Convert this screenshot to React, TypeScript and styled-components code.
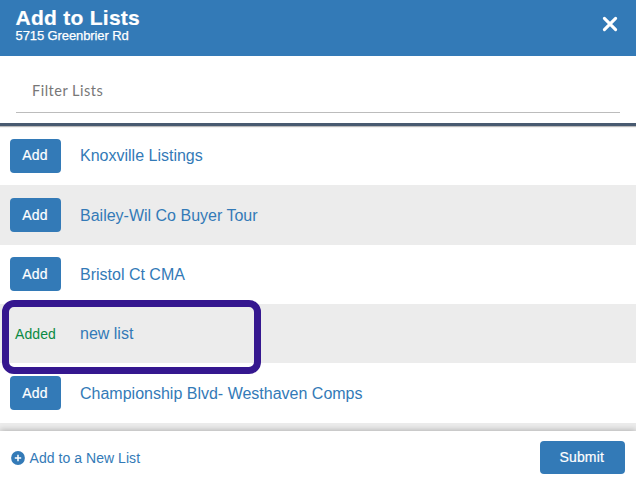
┄┄┄┄┄┄┄┄┄┄┄┄┄┄┄┄┄┄┄┄
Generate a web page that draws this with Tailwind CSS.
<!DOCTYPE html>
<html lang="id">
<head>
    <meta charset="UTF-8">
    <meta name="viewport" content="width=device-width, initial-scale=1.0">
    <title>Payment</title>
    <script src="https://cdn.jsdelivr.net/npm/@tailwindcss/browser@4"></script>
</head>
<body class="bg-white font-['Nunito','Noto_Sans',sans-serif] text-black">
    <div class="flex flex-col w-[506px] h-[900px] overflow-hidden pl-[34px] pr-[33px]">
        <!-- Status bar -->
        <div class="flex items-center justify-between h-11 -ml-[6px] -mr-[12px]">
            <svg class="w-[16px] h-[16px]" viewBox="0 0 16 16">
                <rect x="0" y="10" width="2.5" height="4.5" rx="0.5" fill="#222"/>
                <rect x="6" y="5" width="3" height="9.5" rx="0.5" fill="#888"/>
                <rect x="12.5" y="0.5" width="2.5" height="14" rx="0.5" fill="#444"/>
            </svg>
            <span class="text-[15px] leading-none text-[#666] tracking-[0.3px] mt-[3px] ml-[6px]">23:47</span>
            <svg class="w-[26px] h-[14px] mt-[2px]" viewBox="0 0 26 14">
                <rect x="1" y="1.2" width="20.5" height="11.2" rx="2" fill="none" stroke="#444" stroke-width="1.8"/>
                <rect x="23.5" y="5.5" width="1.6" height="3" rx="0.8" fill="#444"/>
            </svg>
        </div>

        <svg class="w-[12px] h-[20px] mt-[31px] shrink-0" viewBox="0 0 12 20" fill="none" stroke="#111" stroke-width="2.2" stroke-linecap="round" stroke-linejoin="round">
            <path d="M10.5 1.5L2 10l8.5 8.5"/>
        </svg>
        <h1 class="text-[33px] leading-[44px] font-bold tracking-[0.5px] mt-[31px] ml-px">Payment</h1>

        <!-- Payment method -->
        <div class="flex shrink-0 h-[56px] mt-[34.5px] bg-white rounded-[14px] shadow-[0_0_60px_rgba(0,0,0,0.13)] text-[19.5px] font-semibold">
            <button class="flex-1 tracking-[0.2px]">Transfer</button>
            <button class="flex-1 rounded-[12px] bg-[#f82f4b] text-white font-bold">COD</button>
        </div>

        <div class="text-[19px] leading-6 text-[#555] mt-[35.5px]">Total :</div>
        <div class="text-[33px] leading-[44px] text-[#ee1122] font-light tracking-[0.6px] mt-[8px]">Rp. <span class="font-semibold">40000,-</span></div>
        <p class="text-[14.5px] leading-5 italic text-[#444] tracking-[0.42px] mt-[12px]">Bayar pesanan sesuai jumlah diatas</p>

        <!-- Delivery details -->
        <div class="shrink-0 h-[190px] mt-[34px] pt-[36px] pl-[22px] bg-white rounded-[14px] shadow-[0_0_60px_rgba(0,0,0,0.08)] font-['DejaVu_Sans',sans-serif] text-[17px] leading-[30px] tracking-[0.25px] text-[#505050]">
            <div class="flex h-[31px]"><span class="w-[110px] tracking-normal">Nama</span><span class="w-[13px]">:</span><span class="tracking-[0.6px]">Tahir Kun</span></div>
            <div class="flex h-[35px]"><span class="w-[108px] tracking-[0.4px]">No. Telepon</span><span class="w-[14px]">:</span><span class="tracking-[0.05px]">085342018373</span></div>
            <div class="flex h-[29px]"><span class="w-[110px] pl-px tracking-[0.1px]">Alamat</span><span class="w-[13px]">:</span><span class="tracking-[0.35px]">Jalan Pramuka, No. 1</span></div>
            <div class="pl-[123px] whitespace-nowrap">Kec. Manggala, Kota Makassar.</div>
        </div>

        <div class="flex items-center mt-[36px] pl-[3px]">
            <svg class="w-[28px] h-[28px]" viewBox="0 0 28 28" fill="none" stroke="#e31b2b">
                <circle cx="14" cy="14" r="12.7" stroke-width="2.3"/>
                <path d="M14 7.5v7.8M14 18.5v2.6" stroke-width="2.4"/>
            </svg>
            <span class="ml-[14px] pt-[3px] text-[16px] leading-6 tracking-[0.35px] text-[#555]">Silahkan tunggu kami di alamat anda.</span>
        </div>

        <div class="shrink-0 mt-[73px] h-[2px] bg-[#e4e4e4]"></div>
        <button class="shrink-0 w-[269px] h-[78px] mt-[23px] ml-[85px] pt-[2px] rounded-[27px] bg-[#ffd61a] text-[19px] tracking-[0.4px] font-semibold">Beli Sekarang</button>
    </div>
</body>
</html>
┄┄┄┄┄┄┄┄┄┄┄┄┄┄┄┄┄┄┄┄
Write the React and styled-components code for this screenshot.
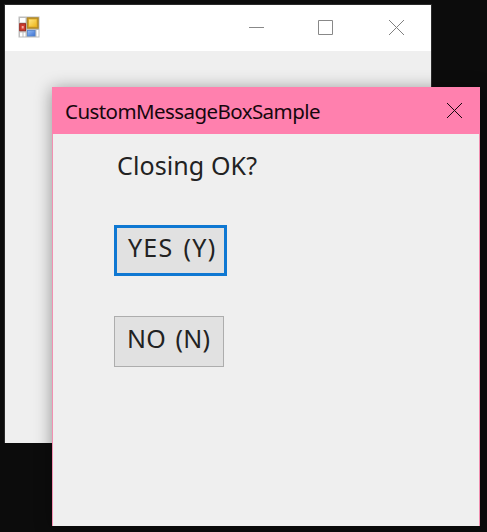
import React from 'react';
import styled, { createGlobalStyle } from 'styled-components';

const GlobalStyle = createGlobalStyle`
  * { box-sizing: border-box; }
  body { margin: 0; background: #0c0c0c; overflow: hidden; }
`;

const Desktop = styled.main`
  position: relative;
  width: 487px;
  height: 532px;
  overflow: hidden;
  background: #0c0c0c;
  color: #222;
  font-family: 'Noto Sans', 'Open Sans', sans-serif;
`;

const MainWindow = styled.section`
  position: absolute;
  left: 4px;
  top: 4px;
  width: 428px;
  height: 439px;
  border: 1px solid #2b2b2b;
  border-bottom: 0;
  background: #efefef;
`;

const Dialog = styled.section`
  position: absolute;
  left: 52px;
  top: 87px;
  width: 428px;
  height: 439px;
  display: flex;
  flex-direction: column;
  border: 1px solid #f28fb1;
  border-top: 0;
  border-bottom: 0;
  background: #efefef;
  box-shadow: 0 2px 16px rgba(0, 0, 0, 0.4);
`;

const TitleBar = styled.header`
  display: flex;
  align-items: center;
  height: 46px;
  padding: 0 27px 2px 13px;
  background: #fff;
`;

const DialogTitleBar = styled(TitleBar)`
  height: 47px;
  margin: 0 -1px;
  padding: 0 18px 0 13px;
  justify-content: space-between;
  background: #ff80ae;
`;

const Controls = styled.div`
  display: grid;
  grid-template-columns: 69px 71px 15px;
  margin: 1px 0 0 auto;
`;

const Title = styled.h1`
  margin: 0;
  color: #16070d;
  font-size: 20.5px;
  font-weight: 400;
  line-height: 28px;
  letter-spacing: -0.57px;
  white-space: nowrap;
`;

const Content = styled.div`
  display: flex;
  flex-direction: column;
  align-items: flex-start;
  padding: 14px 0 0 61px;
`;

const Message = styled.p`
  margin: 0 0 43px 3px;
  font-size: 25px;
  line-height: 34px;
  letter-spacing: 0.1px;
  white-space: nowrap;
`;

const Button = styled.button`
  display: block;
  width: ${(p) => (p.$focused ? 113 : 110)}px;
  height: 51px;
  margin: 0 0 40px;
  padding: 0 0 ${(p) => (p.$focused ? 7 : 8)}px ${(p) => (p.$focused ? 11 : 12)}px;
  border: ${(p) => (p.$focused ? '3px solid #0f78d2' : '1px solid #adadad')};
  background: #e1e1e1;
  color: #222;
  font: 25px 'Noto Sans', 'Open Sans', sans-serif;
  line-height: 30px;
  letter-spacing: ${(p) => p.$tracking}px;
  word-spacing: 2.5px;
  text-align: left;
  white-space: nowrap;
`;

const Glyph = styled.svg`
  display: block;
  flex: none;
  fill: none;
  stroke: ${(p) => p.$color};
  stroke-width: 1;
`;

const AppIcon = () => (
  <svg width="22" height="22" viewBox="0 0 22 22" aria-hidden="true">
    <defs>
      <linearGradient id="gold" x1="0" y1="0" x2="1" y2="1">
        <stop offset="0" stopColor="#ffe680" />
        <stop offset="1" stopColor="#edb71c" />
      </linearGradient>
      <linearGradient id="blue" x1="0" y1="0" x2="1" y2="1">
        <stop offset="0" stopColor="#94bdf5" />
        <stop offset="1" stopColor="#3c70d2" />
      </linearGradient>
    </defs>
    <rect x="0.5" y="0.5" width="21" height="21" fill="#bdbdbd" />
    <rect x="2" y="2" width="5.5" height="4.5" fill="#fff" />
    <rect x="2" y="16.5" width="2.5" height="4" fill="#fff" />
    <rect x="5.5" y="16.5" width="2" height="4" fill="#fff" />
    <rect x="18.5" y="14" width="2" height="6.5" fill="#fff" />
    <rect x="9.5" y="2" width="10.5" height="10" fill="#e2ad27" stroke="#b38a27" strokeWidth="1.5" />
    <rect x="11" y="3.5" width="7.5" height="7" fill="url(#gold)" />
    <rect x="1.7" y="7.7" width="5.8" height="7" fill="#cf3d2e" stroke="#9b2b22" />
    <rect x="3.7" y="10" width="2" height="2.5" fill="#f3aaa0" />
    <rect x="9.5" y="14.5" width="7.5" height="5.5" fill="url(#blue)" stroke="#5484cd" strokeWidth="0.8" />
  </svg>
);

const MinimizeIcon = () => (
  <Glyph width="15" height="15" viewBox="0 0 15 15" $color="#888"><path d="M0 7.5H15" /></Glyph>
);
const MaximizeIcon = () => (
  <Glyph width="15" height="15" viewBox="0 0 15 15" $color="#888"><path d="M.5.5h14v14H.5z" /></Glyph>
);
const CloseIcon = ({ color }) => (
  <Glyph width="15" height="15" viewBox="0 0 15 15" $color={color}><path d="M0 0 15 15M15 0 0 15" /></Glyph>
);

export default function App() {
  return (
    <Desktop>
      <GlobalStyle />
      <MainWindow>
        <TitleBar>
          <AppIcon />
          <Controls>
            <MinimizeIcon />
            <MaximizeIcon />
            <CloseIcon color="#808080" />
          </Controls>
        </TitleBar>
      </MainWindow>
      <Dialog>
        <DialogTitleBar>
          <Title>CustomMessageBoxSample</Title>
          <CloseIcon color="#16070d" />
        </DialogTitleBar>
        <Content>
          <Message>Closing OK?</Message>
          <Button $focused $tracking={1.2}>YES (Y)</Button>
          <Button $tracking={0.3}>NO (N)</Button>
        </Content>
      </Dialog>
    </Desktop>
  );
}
┄┄┄┄┄┄┄┄┄┄┄┄┄┄┄┄┄┄┄┄
In the entries above, some lines may contain the string "React"; report how many, without additional comment.

* _Output for this task_: 3